Pun dengan ketidakjelasan keberadaan Beat, dikonfirmasi terpisah, jajaran Bawaslu Jembrana sempat melakukan penelusuran terhadap WNA tersebut. Namun, tidak ada hasil karena WNA tidak pernah berada di alamat sesuai dengan KTP elektronik yang dimiliki.
“Kami juga sudah ke alamat sesuai KTP itu, tapi tidak pernah bertemu orangnya,” kata Ketua Bawaslu Jembrana Pande Made Ady Mulyawan.
Karena itu, Bawaslu mempertanyakan mekanisme sebelum penetapan DPT, sehingga WNA tersebut masuk dalam DPT pemilihan umum presiden dan pemilihan legislatif.
Mekanismenya tidak dilakukan coklit seperti biasanya, saat pemilihan gubernur Bali. Dimana petugas tidak melakukan pencocokan dan penelitian oleh panitia pemutakhiran data pemilih (pantarlih). Jadi, coklit hanya dilakukan Panitia Pemungutan Suara (PPS) dan stafnya. “Karena coklitnya tidak maksimal, sehingga terjadilah masalah ini. Mekanisme coklit yang tidak melibatkan pantarlih,” terangnya.
Pande mengaku belum mengeluarkan rekomendasi pada KPU Jembrana mengenai WNA yang masuk DPT, karena masih menunggu arahan dari Bawaslu RI.
Namun KPU Jembrana berhak melakukan pencoretan tanpa ada rekomendasi, apabila menerima laporan pelanggaran atau menerima laporan bisa langsung melakukan tindakan pencoretan pada kasus tertentu, seperti kasus WNA masuk DPT ini bisa dilakukan tanpa rekomendasi Bawaslu.

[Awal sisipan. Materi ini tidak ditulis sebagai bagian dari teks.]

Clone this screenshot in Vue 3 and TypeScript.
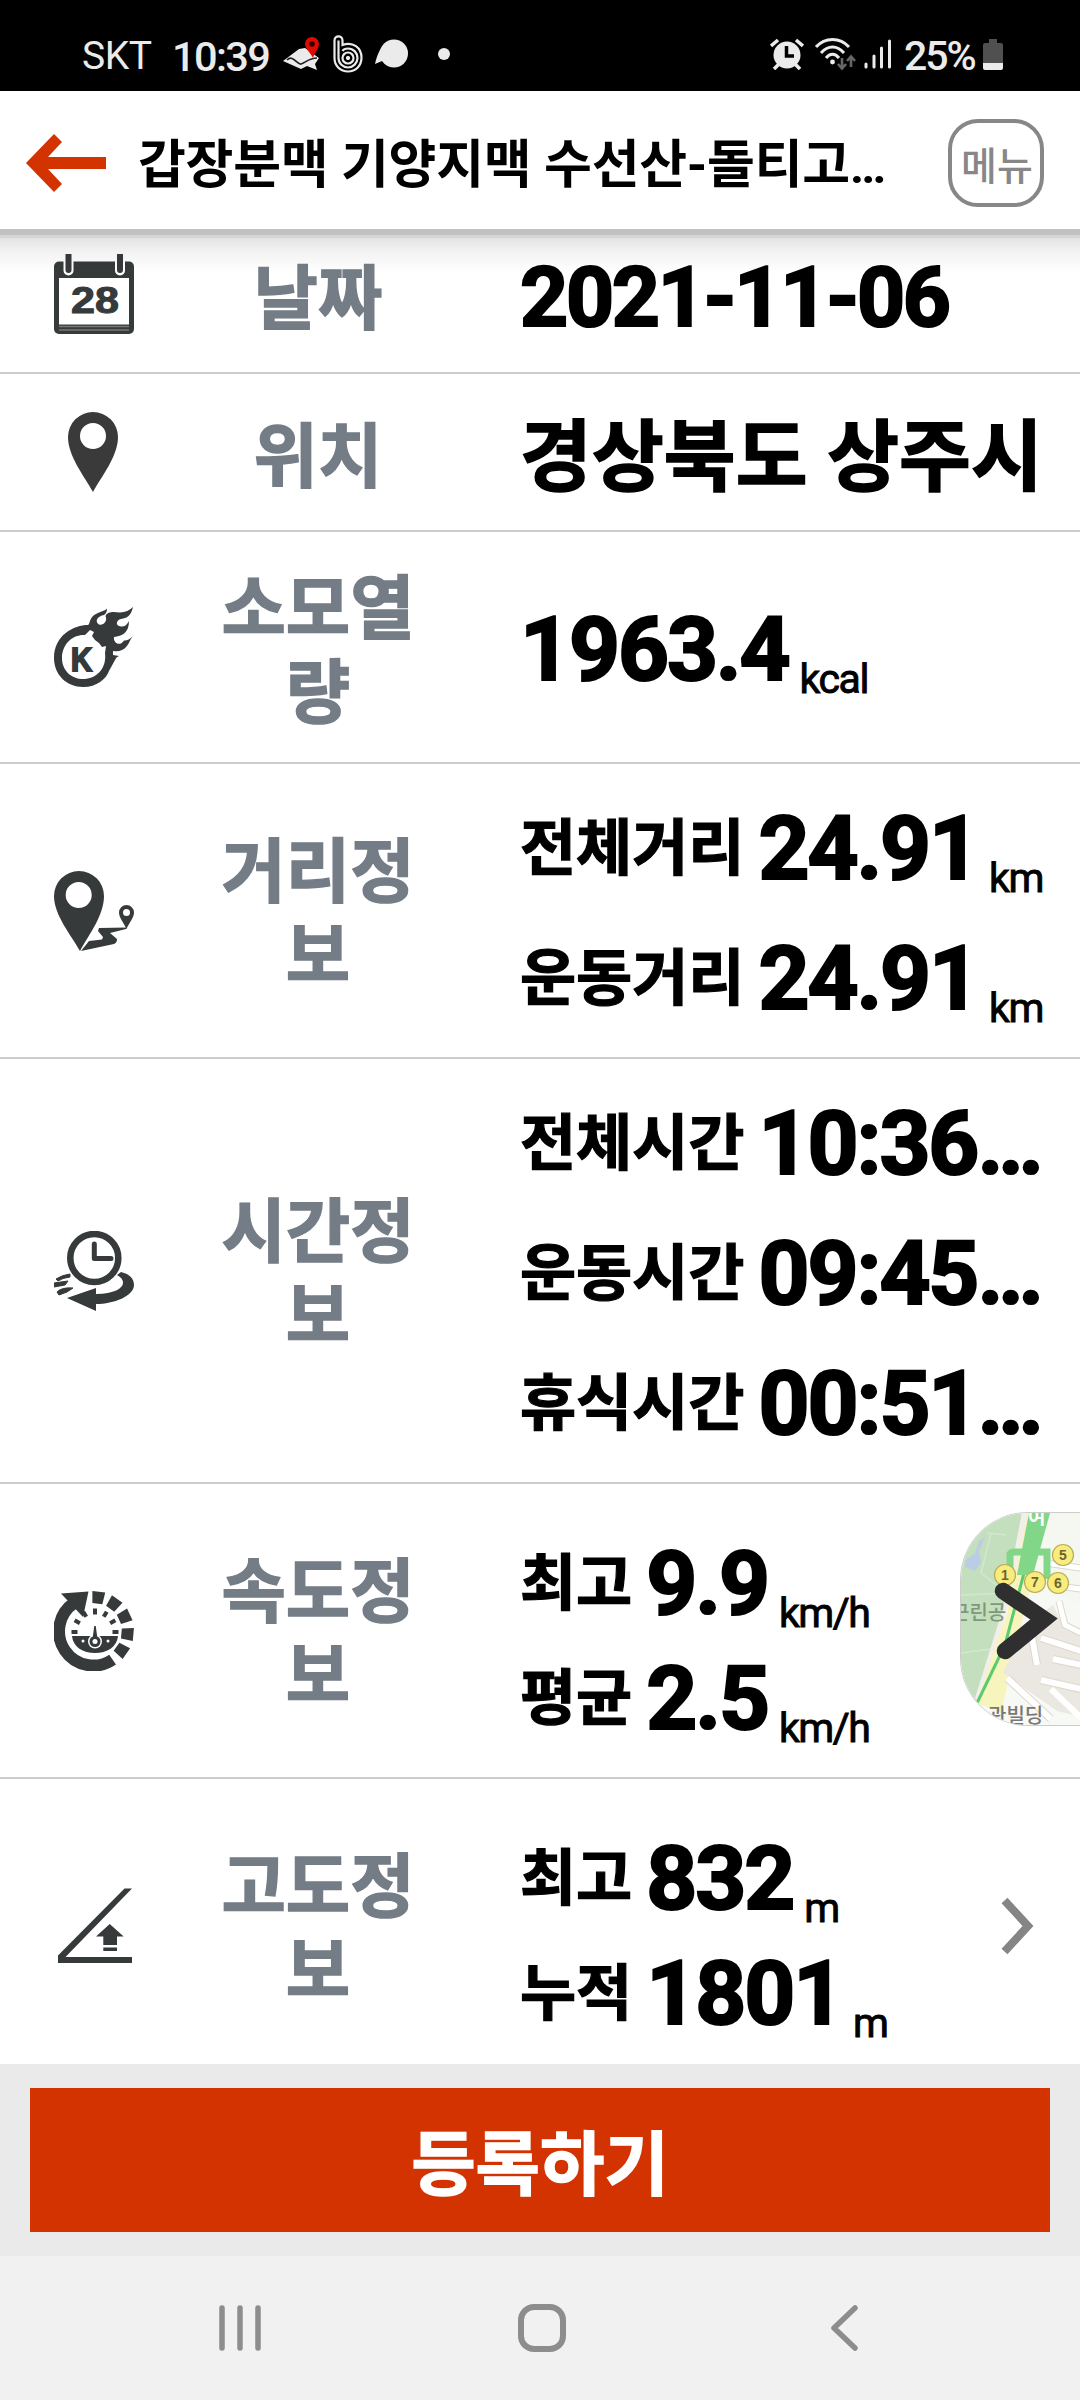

”Memang ada statemen sudah dicoret, tetapi secara resmi belum karena ditentukan melalui pleno,” ujarnya.
Bawaslu menyarankan KPU Jembrana agar memperbaiki DPT sesuai dengan mekanisme.
“Kita lihat saja nanti, kalau memang dicoret tidak masalah kalau tidak dicoret akan dikawal sampai pemilihan nanti,” tukasnya
Sedangkan Ketua KPU Jembrana I Ketut Gde Tangkas Sudiantara menegaskan, dari hasil penelusuran WNA yang masuk DPT, dari total 13 WNA yang memiliki KTP elektronik, hanya satu orang yang masuk dalam DPT dan sudah dilakukan pencoretan dari DPT.
“Kami tetap akan lakukan penelusuran dan menggali informasi agar tidak ada lagi WNA masuk DPT,” tegasnya.